PROBLEM TO WORK ON: Would you transcribe the listing that follows, character for character, and omit its images?

DATA SEGMENT:

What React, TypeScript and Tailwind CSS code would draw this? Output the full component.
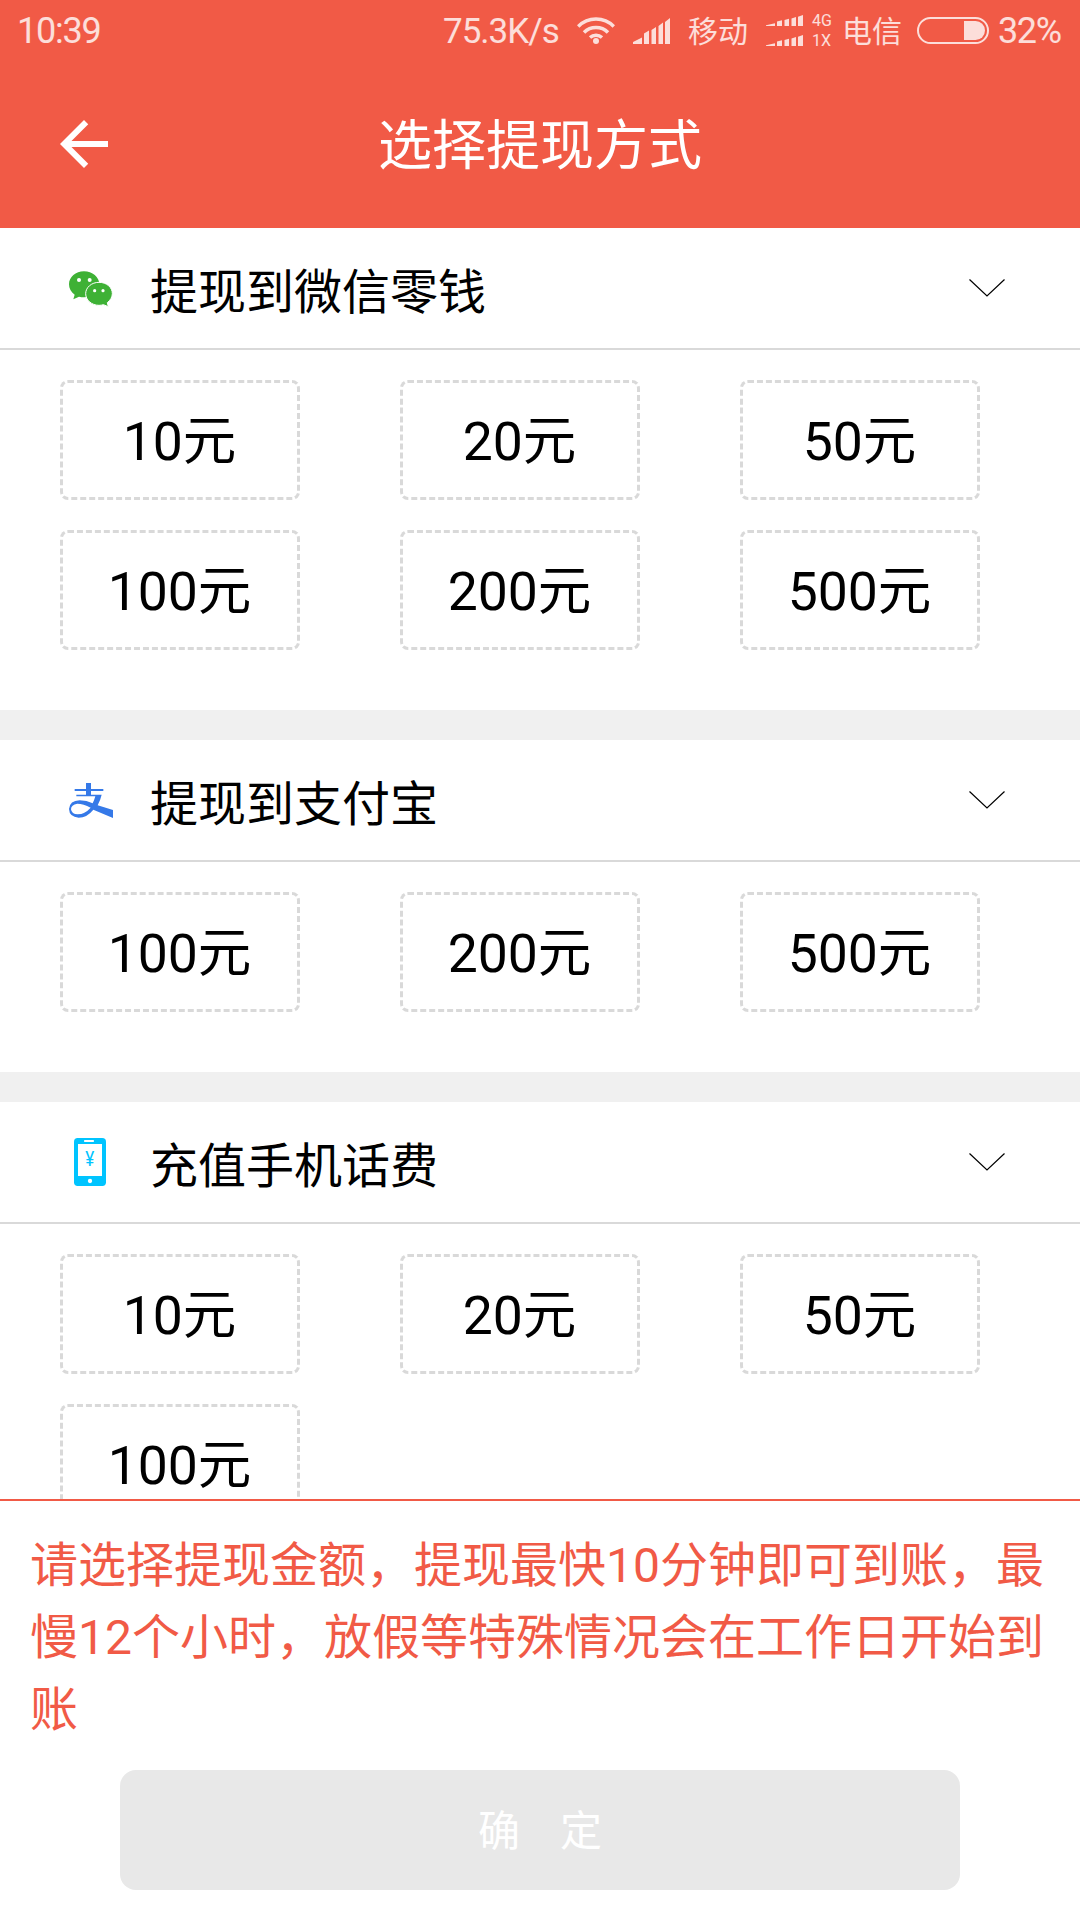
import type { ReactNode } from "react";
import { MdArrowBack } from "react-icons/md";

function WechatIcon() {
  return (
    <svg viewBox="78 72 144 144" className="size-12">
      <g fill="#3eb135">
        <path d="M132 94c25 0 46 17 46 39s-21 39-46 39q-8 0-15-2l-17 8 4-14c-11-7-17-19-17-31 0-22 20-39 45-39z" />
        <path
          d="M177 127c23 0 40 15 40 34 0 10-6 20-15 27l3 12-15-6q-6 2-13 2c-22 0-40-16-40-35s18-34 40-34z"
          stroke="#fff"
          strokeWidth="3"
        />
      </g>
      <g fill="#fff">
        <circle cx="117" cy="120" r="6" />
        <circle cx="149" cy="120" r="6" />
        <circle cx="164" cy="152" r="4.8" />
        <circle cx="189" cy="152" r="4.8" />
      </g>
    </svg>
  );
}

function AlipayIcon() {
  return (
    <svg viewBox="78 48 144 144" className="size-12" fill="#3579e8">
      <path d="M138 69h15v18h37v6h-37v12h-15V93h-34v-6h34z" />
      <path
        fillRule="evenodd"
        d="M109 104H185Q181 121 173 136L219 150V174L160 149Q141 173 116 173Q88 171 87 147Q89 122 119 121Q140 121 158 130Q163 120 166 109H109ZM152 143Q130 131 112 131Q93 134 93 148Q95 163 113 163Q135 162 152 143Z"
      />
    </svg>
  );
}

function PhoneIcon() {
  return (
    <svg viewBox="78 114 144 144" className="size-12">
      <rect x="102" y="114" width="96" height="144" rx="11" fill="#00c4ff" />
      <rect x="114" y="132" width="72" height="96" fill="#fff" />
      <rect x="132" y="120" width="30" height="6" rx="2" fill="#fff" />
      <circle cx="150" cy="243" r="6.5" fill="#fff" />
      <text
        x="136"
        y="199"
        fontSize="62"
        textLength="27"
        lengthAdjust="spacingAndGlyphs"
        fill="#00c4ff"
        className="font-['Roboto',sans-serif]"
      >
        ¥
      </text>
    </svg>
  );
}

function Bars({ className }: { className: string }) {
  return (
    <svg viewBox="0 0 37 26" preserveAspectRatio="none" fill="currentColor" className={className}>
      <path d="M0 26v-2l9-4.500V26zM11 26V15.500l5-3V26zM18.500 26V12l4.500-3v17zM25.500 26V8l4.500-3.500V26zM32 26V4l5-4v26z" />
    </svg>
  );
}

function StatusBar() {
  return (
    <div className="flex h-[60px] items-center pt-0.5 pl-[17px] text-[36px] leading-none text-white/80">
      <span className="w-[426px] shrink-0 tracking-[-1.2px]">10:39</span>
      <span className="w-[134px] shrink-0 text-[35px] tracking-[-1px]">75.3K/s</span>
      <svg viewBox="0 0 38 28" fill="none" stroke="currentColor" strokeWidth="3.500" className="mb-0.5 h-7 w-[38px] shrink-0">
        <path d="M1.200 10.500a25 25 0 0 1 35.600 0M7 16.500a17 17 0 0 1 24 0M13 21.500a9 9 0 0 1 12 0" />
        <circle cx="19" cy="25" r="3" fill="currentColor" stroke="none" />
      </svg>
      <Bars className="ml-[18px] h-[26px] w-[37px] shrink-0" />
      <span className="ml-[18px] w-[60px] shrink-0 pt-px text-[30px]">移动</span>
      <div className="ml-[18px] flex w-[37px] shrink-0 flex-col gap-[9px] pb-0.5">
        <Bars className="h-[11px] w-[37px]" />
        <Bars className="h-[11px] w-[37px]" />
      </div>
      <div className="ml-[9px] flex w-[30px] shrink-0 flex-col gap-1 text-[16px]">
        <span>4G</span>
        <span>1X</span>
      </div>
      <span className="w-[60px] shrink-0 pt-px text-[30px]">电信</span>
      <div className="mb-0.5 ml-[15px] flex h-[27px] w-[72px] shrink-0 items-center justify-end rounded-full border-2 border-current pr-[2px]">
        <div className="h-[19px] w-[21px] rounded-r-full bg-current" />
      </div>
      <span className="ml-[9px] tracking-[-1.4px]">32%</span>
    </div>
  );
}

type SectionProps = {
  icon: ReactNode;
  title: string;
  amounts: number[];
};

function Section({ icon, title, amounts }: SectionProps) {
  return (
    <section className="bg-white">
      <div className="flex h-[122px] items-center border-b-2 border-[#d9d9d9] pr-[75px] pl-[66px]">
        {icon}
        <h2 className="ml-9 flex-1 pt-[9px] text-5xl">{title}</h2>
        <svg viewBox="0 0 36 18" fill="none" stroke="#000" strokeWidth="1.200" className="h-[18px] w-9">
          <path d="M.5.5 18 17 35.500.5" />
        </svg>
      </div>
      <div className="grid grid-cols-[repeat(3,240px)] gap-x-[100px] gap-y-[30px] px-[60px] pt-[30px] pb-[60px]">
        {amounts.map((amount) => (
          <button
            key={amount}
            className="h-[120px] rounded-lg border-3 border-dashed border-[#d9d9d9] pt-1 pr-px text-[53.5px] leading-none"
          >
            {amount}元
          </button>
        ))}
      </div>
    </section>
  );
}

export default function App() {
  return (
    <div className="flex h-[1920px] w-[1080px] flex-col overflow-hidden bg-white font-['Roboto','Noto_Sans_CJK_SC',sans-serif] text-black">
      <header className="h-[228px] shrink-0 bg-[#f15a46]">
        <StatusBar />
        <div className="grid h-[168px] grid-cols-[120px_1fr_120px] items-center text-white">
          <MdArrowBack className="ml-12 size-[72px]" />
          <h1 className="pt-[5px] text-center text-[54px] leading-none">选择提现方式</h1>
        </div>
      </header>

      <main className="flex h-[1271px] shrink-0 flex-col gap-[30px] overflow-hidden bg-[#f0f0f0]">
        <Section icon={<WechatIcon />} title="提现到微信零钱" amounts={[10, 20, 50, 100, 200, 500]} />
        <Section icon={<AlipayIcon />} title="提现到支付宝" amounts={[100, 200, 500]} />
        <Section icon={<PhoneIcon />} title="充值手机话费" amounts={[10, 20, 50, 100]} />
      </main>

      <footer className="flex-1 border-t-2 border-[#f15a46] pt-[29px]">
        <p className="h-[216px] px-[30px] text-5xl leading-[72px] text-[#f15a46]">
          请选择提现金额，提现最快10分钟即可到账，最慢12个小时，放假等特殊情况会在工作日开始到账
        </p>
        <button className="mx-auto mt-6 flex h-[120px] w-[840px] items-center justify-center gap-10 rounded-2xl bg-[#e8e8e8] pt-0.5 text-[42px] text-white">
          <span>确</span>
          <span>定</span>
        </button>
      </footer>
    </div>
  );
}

OUTPUT OF THE TASK:
What React, TypeScript and Tailwind CSS code would draw this? Output the full component.
import type { ReactNode } from "react";
import { MdArrowBack } from "react-icons/md";

function WechatIcon() {
  return (
    <svg viewBox="78 72 144 144" className="size-12">
      <g fill="#3eb135">
        <path d="M132 94c25 0 46 17 46 39s-21 39-46 39q-8 0-15-2l-17 8 4-14c-11-7-17-19-17-31 0-22 20-39 45-39z" />
        <path
          d="M177 127c23 0 40 15 40 34 0 10-6 20-15 27l3 12-15-6q-6 2-13 2c-22 0-40-16-40-35s18-34 40-34z"
          stroke="#fff"
          strokeWidth="3"
        />
      </g>
      <g fill="#fff">
        <circle cx="117" cy="120" r="6" />
        <circle cx="149" cy="120" r="6" />
        <circle cx="164" cy="152" r="4.8" />
        <circle cx="189" cy="152" r="4.8" />
      </g>
    </svg>
  );
}

function AlipayIcon() {
  return (
    <svg viewBox="78 48 144 144" className="size-12" fill="#3579e8">
      <path d="M138 69h15v18h37v6h-37v12h-15V93h-34v-6h34z" />
      <path
        fillRule="evenodd"
        d="M109 104H185Q181 121 173 136L219 150V174L160 149Q141 173 116 173Q88 171 87 147Q89 122 119 121Q140 121 158 130Q163 120 166 109H109ZM152 143Q130 131 112 131Q93 134 93 148Q95 163 113 163Q135 162 152 143Z"
      />
    </svg>
  );
}

function PhoneIcon() {
  return (
    <svg viewBox="78 114 144 144" className="size-12">
      <rect x="102" y="114" width="96" height="144" rx="11" fill="#00c4ff" />
      <rect x="114" y="132" width="72" height="96" fill="#fff" />
      <rect x="132" y="120" width="30" height="6" rx="2" fill="#fff" />
      <circle cx="150" cy="243" r="6.5" fill="#fff" />
      <text
        x="136"
        y="199"
        fontSize="62"
        textLength="27"
        lengthAdjust="spacingAndGlyphs"
        fill="#00c4ff"
        className="font-['Roboto',sans-serif]"
      >
        ¥
      </text>
    </svg>
  );
}

function Bars({ className }: { className: string }) {
  return (
    <svg viewBox="0 0 37 26" preserveAspectRatio="none" fill="currentColor" className={className}>
      <path d="M0 26v-2l9-4.500V26zM11 26V15.500l5-3V26zM18.500 26V12l4.500-3v17zM25.500 26V8l4.500-3.500V26zM32 26V4l5-4v26z" />
    </svg>
  );
}

function StatusBar() {
  return (
    <div className="flex h-[60px] items-center pt-0.5 pl-[17px] text-[36px] leading-none text-white/80">
      <span className="w-[426px] shrink-0 tracking-[-1.2px]">10:39</span>
      <span className="w-[134px] shrink-0 text-[35px] tracking-[-1px]">75.3K/s</span>
      <svg viewBox="0 0 38 28" fill="none" stroke="currentColor" strokeWidth="3.500" className="mb-0.5 h-7 w-[38px] shrink-0">
        <path d="M1.200 10.500a25 25 0 0 1 35.600 0M7 16.500a17 17 0 0 1 24 0M13 21.500a9 9 0 0 1 12 0" />
        <circle cx="19" cy="25" r="3" fill="currentColor" stroke="none" />
      </svg>
      <Bars className="ml-[18px] h-[26px] w-[37px] shrink-0" />
      <span className="ml-[18px] w-[60px] shrink-0 pt-px text-[30px]">移动</span>
      <div className="ml-[18px] flex w-[37px] shrink-0 flex-col gap-[9px] pb-0.5">
        <Bars className="h-[11px] w-[37px]" />
        <Bars className="h-[11px] w-[37px]" />
      </div>
      <div className="ml-[9px] flex w-[30px] shrink-0 flex-col gap-1 text-[16px]">
        <span>4G</span>
        <span>1X</span>
      </div>
      <span className="w-[60px] shrink-0 pt-px text-[30px]">电信</span>
      <div className="mb-0.5 ml-[15px] flex h-[27px] w-[72px] shrink-0 items-center justify-end rounded-full border-2 border-current pr-[2px]">
        <div className="h-[19px] w-[21px] rounded-r-full bg-current" />
      </div>
      <span className="ml-[9px] tracking-[-1.4px]">32%</span>
    </div>
  );
}

type SectionProps = {
  icon: ReactNode;
  title: string;
  amounts: number[];
};

function Section({ icon, title, amounts }: SectionProps) {
  return (
    <section className="bg-white">
      <div className="flex h-[122px] items-center border-b-2 border-[#d9d9d9] pr-[75px] pl-[66px]">
        {icon}
        <h2 className="ml-9 flex-1 pt-[9px] text-5xl">{title}</h2>
        <svg viewBox="0 0 36 18" fill="none" stroke="#000" strokeWidth="1.200" className="h-[18px] w-9">
          <path d="M.5.5 18 17 35.500.5" />
        </svg>
      </div>
      <div className="grid grid-cols-[repeat(3,240px)] gap-x-[100px] gap-y-[30px] px-[60px] pt-[30px] pb-[60px]">
        {amounts.map((amount) => (
          <button
            key={amount}
            className="h-[120px] rounded-lg border-3 border-dashed border-[#d9d9d9] pt-1 pr-px text-[53.5px] leading-none"
          >
            {amount}元
          </button>
        ))}
      </div>
    </section>
  );
}

export default function App() {
  return (
    <div className="flex h-[1920px] w-[1080px] flex-col overflow-hidden bg-white font-['Roboto','Noto_Sans_CJK_SC',sans-serif] text-black">
      <header className="h-[228px] shrink-0 bg-[#f15a46]">
        <StatusBar />
        <div className="grid h-[168px] grid-cols-[120px_1fr_120px] items-center text-white">
          <MdArrowBack className="ml-12 size-[72px]" />
          <h1 className="pt-[5px] text-center text-[54px] leading-none">选择提现方式</h1>
        </div>
      </header>

      <main className="flex h-[1271px] shrink-0 flex-col gap-[30px] overflow-hidden bg-[#f0f0f0]">
        <Section icon={<WechatIcon />} title="提现到微信零钱" amounts={[10, 20, 50, 100, 200, 500]} />
        <Section icon={<AlipayIcon />} title="提现到支付宝" amounts={[100, 200, 500]} />
        <Section icon={<PhoneIcon />} title="充值手机话费" amounts={[10, 20, 50, 100]} />
      </main>

      <footer className="flex-1 border-t-2 border-[#f15a46] pt-[29px]">
        <p className="h-[216px] px-[30px] text-5xl leading-[72px] text-[#f15a46]">
          请选择提现金额，提现最快10分钟即可到账，最慢12个小时，放假等特殊情况会在工作日开始到账
        </p>
        <button className="mx-auto mt-6 flex h-[120px] w-[840px] items-center justify-center gap-10 rounded-2xl bg-[#e8e8e8] pt-0.5 text-[42px] text-white">
          <span>确</span>
          <span>定</span>
        </button>
      </footer>
    </div>
  );
}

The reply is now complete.